The environmental impact was equally significant:

  • 788.56 metric tonnes of CO₂e avoided — the equivalent of over 77,000 gallons of diesel fuel, or more than 1,800 barrels of oil
  • Nearly 5,000 trees committed to planting through GoBolt’s partnership with veritree, sequestering emissions on deliveries where EVs were not available

 

Perhaps most compelling is how quickly that impact scaled. In Q1 2025, GoBolt avoided an average of 39.37 t CO₂e per month for this partner. By Q4, that figure had increased to over 100 t CO₂e per month — nearly a 3× increase within a single year. This growth reflects both rapid electric fleet expansion and continued improvements in route optimization. While monthly impact peaked at 126.25 t CO₂e, the sustained gains across each quarter highlight the scalability of EV-driven delivery as infrastructure matures.

Scaling CO₂e Avoidance: Quarterly Average (t/month)

Operational Excellence

Sustainability is only meaningful if deliveries actually arrive — reliably, on time, and without friction.
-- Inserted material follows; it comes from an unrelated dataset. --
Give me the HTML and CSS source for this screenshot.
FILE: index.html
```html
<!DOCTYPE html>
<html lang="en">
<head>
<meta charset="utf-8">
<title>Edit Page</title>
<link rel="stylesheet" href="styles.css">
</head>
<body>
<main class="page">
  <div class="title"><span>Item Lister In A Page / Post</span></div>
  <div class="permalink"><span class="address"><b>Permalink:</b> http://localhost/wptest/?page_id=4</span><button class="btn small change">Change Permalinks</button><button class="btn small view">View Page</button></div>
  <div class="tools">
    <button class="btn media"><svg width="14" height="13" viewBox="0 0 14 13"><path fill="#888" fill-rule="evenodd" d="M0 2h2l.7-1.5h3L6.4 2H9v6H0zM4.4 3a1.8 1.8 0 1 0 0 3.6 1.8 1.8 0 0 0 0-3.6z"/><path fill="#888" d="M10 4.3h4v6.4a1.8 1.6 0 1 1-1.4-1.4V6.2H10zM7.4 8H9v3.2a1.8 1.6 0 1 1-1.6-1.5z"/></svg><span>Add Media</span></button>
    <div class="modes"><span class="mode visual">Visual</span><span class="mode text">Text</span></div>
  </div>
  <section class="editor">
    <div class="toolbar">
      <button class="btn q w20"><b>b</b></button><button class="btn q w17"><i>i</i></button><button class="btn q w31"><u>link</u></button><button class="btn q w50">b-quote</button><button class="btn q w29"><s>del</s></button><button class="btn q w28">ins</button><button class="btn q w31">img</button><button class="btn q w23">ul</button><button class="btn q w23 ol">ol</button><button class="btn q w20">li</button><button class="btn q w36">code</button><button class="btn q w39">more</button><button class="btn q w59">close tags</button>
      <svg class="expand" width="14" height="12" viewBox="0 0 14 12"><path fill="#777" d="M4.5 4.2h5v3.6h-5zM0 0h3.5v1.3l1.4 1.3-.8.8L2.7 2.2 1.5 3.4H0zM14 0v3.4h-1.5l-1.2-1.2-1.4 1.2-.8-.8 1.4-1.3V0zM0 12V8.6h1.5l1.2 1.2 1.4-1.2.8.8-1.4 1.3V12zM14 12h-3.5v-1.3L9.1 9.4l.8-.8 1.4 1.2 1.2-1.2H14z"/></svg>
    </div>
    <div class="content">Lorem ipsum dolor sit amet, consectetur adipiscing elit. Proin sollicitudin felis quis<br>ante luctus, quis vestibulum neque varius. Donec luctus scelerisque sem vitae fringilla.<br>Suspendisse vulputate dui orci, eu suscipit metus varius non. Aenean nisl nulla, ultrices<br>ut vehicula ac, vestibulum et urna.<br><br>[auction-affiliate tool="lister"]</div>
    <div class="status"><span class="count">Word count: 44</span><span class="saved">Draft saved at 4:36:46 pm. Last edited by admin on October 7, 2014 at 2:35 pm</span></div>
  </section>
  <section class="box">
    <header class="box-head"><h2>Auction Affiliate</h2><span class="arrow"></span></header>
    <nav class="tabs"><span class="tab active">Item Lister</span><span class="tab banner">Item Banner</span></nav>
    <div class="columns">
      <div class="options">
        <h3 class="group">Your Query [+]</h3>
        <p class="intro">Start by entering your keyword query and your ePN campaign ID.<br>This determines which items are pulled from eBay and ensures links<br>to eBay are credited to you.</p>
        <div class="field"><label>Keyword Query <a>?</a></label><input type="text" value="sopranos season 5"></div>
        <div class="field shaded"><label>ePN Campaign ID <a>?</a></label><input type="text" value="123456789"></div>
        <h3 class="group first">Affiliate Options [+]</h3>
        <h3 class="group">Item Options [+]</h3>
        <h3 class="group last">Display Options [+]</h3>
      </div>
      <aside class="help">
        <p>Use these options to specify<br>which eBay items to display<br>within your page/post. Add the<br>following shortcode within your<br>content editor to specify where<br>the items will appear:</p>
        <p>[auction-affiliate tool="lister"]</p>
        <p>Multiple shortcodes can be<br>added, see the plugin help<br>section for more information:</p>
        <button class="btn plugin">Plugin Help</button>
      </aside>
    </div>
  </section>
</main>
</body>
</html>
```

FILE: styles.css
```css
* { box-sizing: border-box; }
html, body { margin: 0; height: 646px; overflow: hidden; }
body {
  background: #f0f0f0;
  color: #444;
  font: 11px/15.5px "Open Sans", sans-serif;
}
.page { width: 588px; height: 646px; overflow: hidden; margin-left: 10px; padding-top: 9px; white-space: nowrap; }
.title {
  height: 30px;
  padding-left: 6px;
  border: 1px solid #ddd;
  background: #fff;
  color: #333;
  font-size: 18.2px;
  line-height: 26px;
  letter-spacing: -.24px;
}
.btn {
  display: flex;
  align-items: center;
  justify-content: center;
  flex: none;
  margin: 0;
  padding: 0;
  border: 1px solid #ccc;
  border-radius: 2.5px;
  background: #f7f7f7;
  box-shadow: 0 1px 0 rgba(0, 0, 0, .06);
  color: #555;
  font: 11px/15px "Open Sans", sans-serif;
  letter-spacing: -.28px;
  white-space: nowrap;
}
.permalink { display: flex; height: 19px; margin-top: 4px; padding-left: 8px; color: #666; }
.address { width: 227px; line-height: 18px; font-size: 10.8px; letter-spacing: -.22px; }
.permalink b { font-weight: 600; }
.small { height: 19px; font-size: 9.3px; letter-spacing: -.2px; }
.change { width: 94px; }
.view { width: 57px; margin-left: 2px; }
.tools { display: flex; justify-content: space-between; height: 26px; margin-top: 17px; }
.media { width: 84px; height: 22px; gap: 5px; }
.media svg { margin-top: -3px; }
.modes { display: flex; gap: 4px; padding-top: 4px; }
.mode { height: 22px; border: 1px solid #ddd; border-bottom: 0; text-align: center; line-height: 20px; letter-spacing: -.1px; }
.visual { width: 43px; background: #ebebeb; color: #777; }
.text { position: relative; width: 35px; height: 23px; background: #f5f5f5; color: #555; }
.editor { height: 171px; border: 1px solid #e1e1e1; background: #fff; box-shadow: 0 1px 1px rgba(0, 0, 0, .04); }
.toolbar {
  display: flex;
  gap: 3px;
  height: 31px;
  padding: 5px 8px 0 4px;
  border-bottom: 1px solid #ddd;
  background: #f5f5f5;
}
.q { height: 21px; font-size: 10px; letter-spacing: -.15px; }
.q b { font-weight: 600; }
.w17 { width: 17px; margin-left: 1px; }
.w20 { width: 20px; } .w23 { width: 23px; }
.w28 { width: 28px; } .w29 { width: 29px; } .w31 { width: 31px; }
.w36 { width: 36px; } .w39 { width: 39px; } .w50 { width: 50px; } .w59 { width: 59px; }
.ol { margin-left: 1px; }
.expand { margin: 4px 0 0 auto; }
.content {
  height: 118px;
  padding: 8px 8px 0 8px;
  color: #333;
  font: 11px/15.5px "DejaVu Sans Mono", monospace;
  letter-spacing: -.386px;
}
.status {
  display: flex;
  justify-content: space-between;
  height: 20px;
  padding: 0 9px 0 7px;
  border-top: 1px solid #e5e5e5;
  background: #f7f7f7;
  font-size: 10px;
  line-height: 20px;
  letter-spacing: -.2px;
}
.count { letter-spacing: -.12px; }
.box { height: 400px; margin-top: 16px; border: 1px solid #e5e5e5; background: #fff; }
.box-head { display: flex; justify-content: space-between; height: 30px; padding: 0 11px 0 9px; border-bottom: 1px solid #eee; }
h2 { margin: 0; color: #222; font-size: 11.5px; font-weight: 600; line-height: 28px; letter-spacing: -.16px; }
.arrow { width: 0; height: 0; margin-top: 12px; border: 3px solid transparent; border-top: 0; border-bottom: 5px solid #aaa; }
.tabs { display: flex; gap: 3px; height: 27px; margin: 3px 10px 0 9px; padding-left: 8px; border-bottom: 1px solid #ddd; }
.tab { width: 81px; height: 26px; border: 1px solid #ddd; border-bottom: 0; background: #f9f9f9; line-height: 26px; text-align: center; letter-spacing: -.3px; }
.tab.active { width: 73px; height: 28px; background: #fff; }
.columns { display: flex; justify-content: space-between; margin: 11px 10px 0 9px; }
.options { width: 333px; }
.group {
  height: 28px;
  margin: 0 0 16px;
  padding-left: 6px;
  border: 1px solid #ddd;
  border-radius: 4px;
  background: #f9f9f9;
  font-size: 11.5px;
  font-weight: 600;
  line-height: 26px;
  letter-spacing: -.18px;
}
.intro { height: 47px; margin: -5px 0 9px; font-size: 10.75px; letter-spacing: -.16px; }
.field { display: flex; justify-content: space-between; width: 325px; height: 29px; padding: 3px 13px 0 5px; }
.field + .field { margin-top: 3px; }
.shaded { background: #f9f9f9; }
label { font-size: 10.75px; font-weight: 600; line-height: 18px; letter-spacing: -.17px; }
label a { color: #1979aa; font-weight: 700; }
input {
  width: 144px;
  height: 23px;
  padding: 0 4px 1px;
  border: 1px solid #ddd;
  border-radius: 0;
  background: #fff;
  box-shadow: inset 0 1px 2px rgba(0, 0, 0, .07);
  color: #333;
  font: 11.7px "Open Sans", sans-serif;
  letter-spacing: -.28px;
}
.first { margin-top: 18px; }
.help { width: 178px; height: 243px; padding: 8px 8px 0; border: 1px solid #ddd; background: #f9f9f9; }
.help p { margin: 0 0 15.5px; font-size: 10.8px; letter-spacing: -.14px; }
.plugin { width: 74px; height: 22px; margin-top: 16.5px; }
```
  • 95% on-time rate and 4% failed delivery rate — well beyond the big & bulky industry average (80–89% on-time), where missed attempts are common due to customers not being home. GoBolt’s proactive communication reduces that risk at every step.

 

GoBolt’s guided driver flows and real-time notifications have been shown to reduce delivery failures by over 50% — fewer failed attempts mean fewer redeliveries, which means fewer emissions and lower costs

Sustainable EV delivery statistics for big & bulky delivery client

The Bigger Picture

For a retailer with a public, global sustainability commitment, last-mile delivery is a meaningful contributor to its Scope 3 emissions profile. GoBolt’s ability to document, track, and report on emissions avoided and trees sequestered gives this partner’s sustainability team something they rarely have in last-mile logistics: actual data they can use.

And for their customers, the experience of receiving a large, complex delivery — historically one of the more stressful moments in a retail journey — has been transformed. Real-time tracking. Proactive notifications. Drivers who show up when they say they will.
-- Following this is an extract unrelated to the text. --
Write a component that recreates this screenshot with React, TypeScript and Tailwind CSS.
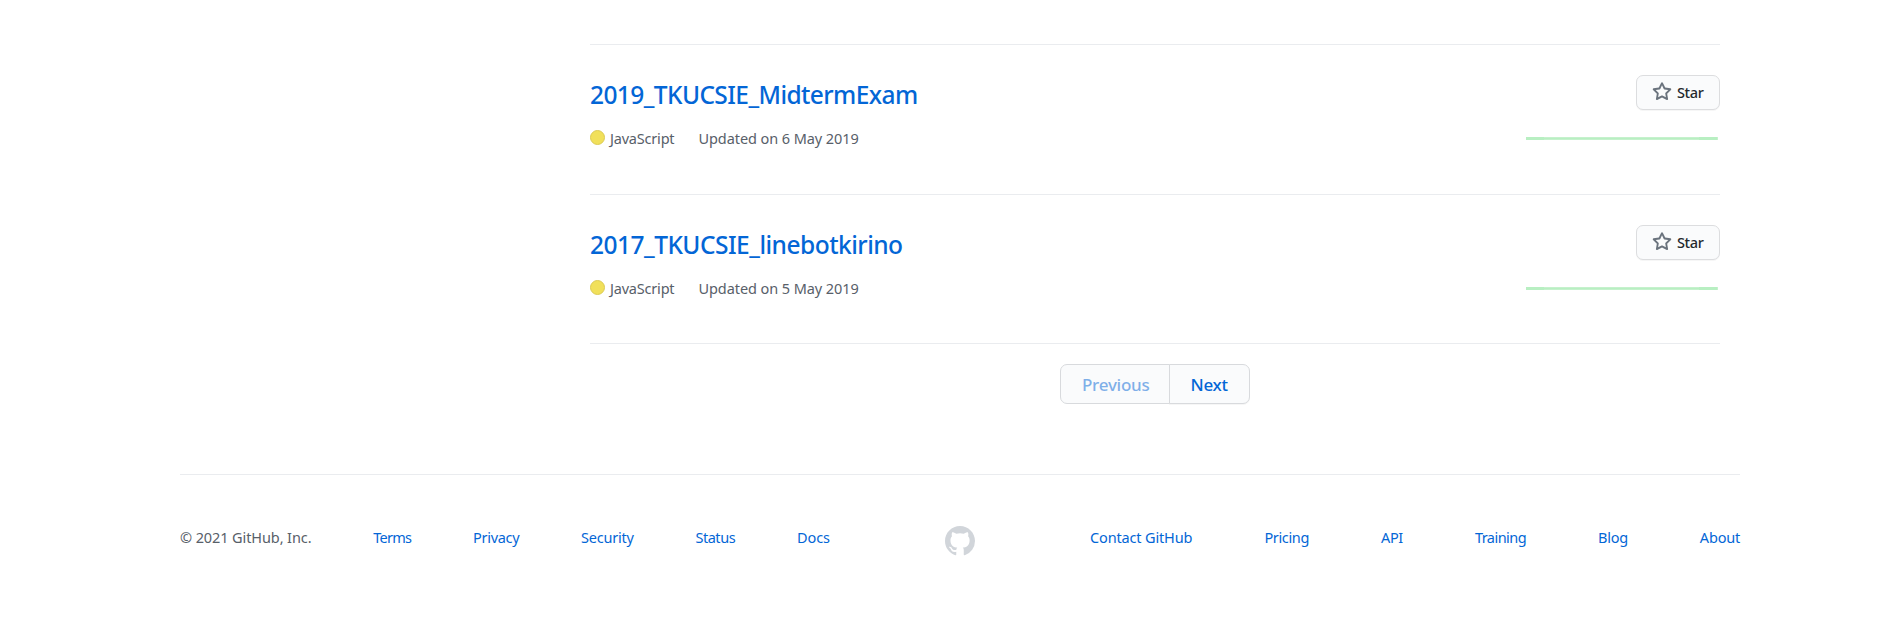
type Repo = { name: string; tracking: string; date: string; height: string };

const repos: Repo[] = [
  { name: "2019_TKUCSIE_MidtermExam", tracking: "tracking-[-0.58px]", date: "6 May 2019", height: "h-[150px]" },
  { name: "2017_TKUCSIE_linebotkirino", tracking: "tracking-[-0.51px]", date: "5 May 2019", height: "h-[149px]" },
];

const leftLinks = [
  { label: "Terms", cls: "tracking-[-0.7px]" },
  { label: "Privacy", cls: "tracking-[-0.3px]" },
  { label: "Security", cls: "tracking-[-0.22px]" },
  { label: "Status", cls: "tracking-[-0.45px]" },
  { label: "Docs", cls: "tracking-[-0.05px]" },
];

const rightLinks = [
  { label: "Contact GitHub", cls: "tracking-[-0.15px]" },
  { label: "Pricing", cls: "tracking-[-0.35px]" },
  { label: "API", cls: "tracking-[-0.4px]" },
  { label: "Training", cls: "tracking-[-0.55px]" },
  { label: "Blog", cls: "tracking-[-0.3px]" },
  { label: "About", cls: "tracking-[-0.2px]" },
];

function StarIcon() {
  return (
    <svg viewBox="0 0 16 16" className="size-5 shrink-0" fill="#6a737d">
      <path
        fillRule="evenodd"
        d="M8 .25a.75.75 0 01.673.418l1.882 3.815 4.21.612a.75.75 0 01.416 1.279l-3.046 2.97.719 4.192a.75.75 0 01-1.088.791L8 12.347l-3.766 1.98a.75.75 0 01-1.088-.79l.72-4.194L.818 6.374a.75.75 0 01.416-1.28l4.21-.611L7.327.668A.75.75 0 018 .25zm0 2.445L6.615 5.5a.75.75 0 01-.564.41l-3.097.45 2.24 2.184a.75.75 0 01.216.664l-.528 3.084 2.769-1.456a.75.75 0 01.698 0l2.77 1.456-.53-3.084a.75.75 0 01.216-.664l2.24-2.183-3.096-.45a.75.75 0 01-.564-.41L8 2.694z"
      />
    </svg>
  );
}

function MarkIcon() {
  return (
    <svg viewBox="0 0 16 16" className="size-[30px]" fill="#d1d5da">
      <path
        fillRule="evenodd"
        d="M8 0C3.58 0 0 3.58 0 8c0 3.54 2.29 6.53 5.47 7.59.4.07.55-.17.55-.38 0-.19-.01-.82-.01-1.49-2.01.37-2.53-.49-2.69-.94-.09-.23-.48-.94-.82-1.13-.28-.15-.68-.52-.01-.53.63-.01 1.08.58 1.23.82.72 1.21 1.87.87 2.33.66.07-.52.28-.87.51-1.07-1.78-.2-3.64-.89-3.64-3.95 0-.87.31-1.59.82-2.15-.08-.2-.36-1.02.08-2.12 0 0 .67-.21 2.2.82.64-.18 1.32-.27 2-.27.68 0 1.36.09 2 .27 1.53-1.04 2.2-.82 2.2-.82.44 1.1.16 1.92.08 2.12.51.56.82 1.27.82 2.15 0 3.07-1.87 3.75-3.65 3.95.29.25.54.73.54 1.48 0 1.07-.01 1.93-.01 2.2 0 .21.15.46.55.38A8.013 8.013 0 0016 8c0-4.42-3.58-8-8-8z"
      />
    </svg>
  );
}

function ActivityLine() {
  return (
    <svg viewBox="0 0 192 3" className="mr-[2px] h-[3px] w-48" shapeRendering="crispEdges">
      <rect x="0" y="0" width="192" height="3" fill="#c6f1cd" />
      <rect x="0" y="1" width="191" height="1" fill="#b8efc2" />
      <rect x="0" y="0" width="18" height="3" fill="#b8efc2" />
      <rect x="173" y="0" width="18" height="3" fill="#b8efc2" />
    </svg>
  );
}

function RepoRow({ name, tracking, date, height }: Repo) {
  return (
    <li className={`flex justify-between border-b border-[#eaecef] ${height}`}>
      <div className="pt-[34px]">
        <h3 className={`text-[24.5px] leading-[32px] font-medium text-[#0366d6] ${tracking}`}>
          <a href="#">{name}</a>
        </h3>
        <div className="mt-4 flex h-[22px] text-[14.5px] leading-[22px] text-[#586069]">
          <span className="mt-[3px] size-[15px] rounded-full border border-[#dccb54] bg-[#f1e05a]" />
          <span className="ml-[5px] w-[88.5px] tracking-[-0.2px]">JavaScript</span>
          <span className="tracking-[-0.08px]">Updated on {date}</span>
        </div>
      </div>
      <div className="flex flex-col items-end pt-[30px]">
        <button className="flex h-[35px] w-[84px] items-center rounded-[7px] border border-[#dcdddf] bg-[#fafbfc] pl-[15px] text-[14.5px] leading-none font-medium text-[#24292e] shadow-[0_1px_0_rgba(27,31,35,0.04)]">
          <span className="-mt-[2px]">
            <StarIcon />
          </span>
          <span className="ml-[5px] tracking-[-0.35px]">Star</span>
        </button>
        <div className="mt-[27px]">
          <ActivityLine />
        </div>
      </div>
    </li>
  );
}

export default function App() {
  return (
    <div className="flex h-[618px] w-[1903px] flex-col bg-white font-['Noto_Sans',sans-serif]">
      <main className="ml-[590px] w-[1130px] pt-11">
        <ul className="border-t border-[#eaecef]">
          {repos.map((repo) => (
            <RepoRow key={repo.name} {...repo} />
          ))}
        </ul>
        <nav className="mt-5 flex justify-center">
          <div className="flex h-10 w-[190px] text-[17px] leading-[38px] font-medium tracking-[-0.3px] text-[#0366d6]">
            <span className="w-[110px] rounded-l-[7px] border border-[#d8dadd] bg-[#fafbfc] pt-px pl-[21px]">
              <span className="tracking-[-0.25px] opacity-50">Previous</span>
            </span>
            <a
              href="#"
              className="-ml-px w-[81px] rounded-r-[7px] border border-[#d8dadd] bg-[#fafbfc] pt-px pl-[20.5px] shadow-[0_1px_0_rgba(27,31,35,0.04)]"
            >
              Next
            </a>
          </div>
        </nav>
      </main>
      <footer className="mt-[70px] ml-[180px] flex w-[1560px] justify-between border-t border-[#eaecef] pt-[51px] text-[14.5px] leading-[22px] text-[#0366d6]">
        <ul className="flex w-[650px] justify-between">
          <li className="tracking-[-0.1px] text-[#586069]">© 2021 GitHub, Inc.</li>
          {leftLinks.map((l) => (
            <li key={l.label} className={l.cls}>
              <a href="#">{l.label}</a>
            </li>
          ))}
        </ul>
        <a href="#" aria-label="GitHub">
          <MarkIcon />
        </a>
        <ul className="flex w-[650px] justify-between">
          {rightLinks.map((l) => (
            <li key={l.label} className={l.cls}>
              <a href="#">{l.label}</a>
            </li>
          ))}
        </ul>
      </footer>
    </div>
  );
}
Big & Bulky delivery doesn’t have to mean big uncertainty. GoBolt is proving that at scale, one electric vehicle at a time.

Where We Go From Here

The momentum isn’t slowing down. In Q1 2026, GoBolt is already trending at a 64% EV delivery rate across nearly 60,000 orders for this partner — surpassing last year’s full-year average in just the first months of the year.

Each percentage point represents real progress: fewer diesel trucks on the road, fewer emissions, and a partner’s sustainability commitments being met delivery by delivery. As GoBolt’s EV fleet continues to grow and route optimization improves, the ceiling for what’s possible in sustainable Big & Bulky delivery keeps rising.